Up early (for me) today and down in the archive for a sesh with Tim in Sydney starting at 11AM due to daylight saving (also not relevant in WA as well as Queensland I found out yesterday). There’s something about the mornings, it’s not that I don’t like them, it’s just that it’s already the morning when I go to bed, I bet the mornings are amazing if you got to bed at 11PM the night before. What the early to bed people don’t experience is the stillness of 2AM-5AM. I mean, I have seen mornings many times between 7AM and 11AM but I don’t think the early to bed people know much about 2AM-5AM. It’s a wonderful time, it’s so quiet. How is it possible that such a busy world can just switch off completely for these hours? It’s a time of peace, the phone doesn’t ring, the traffic stops, the night is a cosy black blanket that even mutes the sounds of the animals. I realise that I’m talking about a small English town in winter. In the hotter countries, night creatures come out, in cities, clubs are dancing and out on the freeways, some trucks are speeding to avoid the daytime chaos, delivery trucks, garbage trucks are working, road-workers and the sex industry. Well, some of these things are on hold, but in normal times the early mornings have a smaller population and for me it’s a time of creativity, undisturbed by the distractions of the daylight and early evening hours, populated by the masses.
After the sesh, I had to go to the post office to pick up a record. It was a vinyl copy of Teenage Fanclub’s classic Bandwagonesque (1991). I also ordered Grand Prix, cheap at £15 and £12 for these two classic early nineties Brit albums. Inspired by Big Star and collecting old guitars, harmonies and what we used to call Pop songs before the term was hijacked. Although they call Katy Perry types Pop these days, I think it was actually Michael Jackson who hijacked it, calling himself “The King Of Pop”, it always felt like a square peg, round hole for me. He couldn’t call himself “The King Of R’n’R”, Elvis already had that crown but surely “Pop” didn’t accurately describe MJ, nor did R’n’R. He was great, sure, but he wasn’t the king of either Pop or R’n’R.

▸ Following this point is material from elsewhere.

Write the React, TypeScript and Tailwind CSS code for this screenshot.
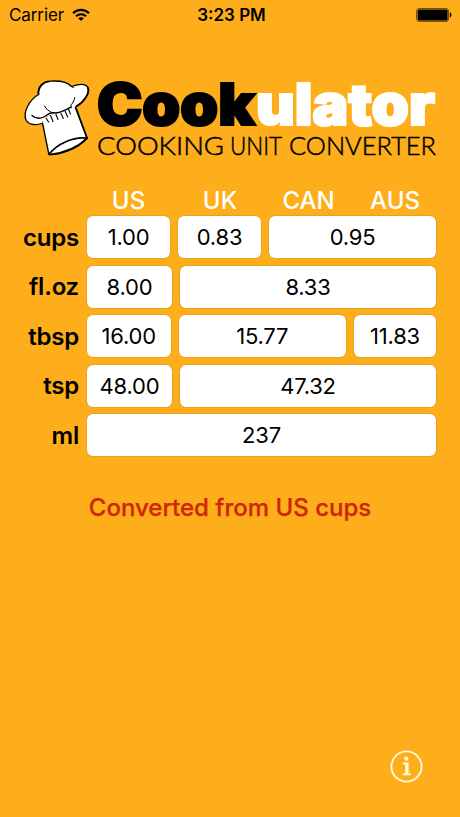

Outside on the pasty hunt and the package hunt, I swept through the drizzle as fast as possible, umbrellaless but wearing jeans finally on this nippy wet day and grabbing my favourite Italian coat that was soon covered in thousands of small glimmering droplets.
It’s autumn and when Olivia and I went down to see the sea today, the darkness was falling and silhouetted against a winter sky, the leaves were turning brown and were beginning to pile up on the pathways. It was nice to have to wear clothes instead of removing them. In the summer months, I’m always too hot and clothes are suffocating but it is with great joy that I can return to the jackets and the long pants.
By the time we’d reached the beach the distant sun was almost gone, puffs of small black clouds hung in the sky where the light was sinking and we climbed from the tip of the sea over the grinding stones back to the supermarket. Inside we bought our usual list of brie for 2AM snacks, butter for the mushrooms and the peas, muesli, bran, tissues (when it gets soggy, the bran kind of tastes the same as the tissues) and 400 toilet rolls in case the world ends (if that happens won’t the toilets also end, making the 400 toilet rolls redundant?). The supermarket down by the beach is a German company, Lidl, pronounced Liddle in English, pronounced Leedle in German. At this time of year, they start to get German Christmas treats and Olivia’s face lit up as she relived her childhood.
On the way backwards and forwards to the post office, I went past a house that is being renovated and in the front garden there was a cement mixer with a workman mixing the cement. I thought to myself isn’t it fascinating that cement has to keep moving so it doesn’t set? So it’s not just a cement mixer, it’s a cement liquefier. You sometimes see those big cement mixer trucks on the road with their load turning so they can get to their destination and still be carrying liquid cement. But what happens when the mechanism that keeps the load spinning breaks down? Does that mean the cement sets in the truck? If it does, how do you get it out? Do they drill it out? Or do they just throw the truck away?
Music today is the fifth Genesis album and the fourth of their classic run. Selling England By The Pound was released in 1973. Artwork by Betty Swanwick from a painting she had already done called The Dream where she added the lawnmower to connect to the album’s future hit single, I Know What I Like (In Your Wardrobe, No.21 in the UK). The album reached No.3 in the UK charts and yes it’s true I’m always talking about these four classic Genesis records between 1970-1973 but they are so influential to me and I realise that my 12 string thing, which I haven’t really analysed, probably comes from these Genesis albums and of course Jimmy Page’s amazing 12 string playing, not The Byrds’. Of course, there’s other 12 string influencers, Pye Hastings from Caravan and Patrick Mata from Community FK, George Harrison, but apart from Mata and his crazy fuzz 12 string influence, it’s all English.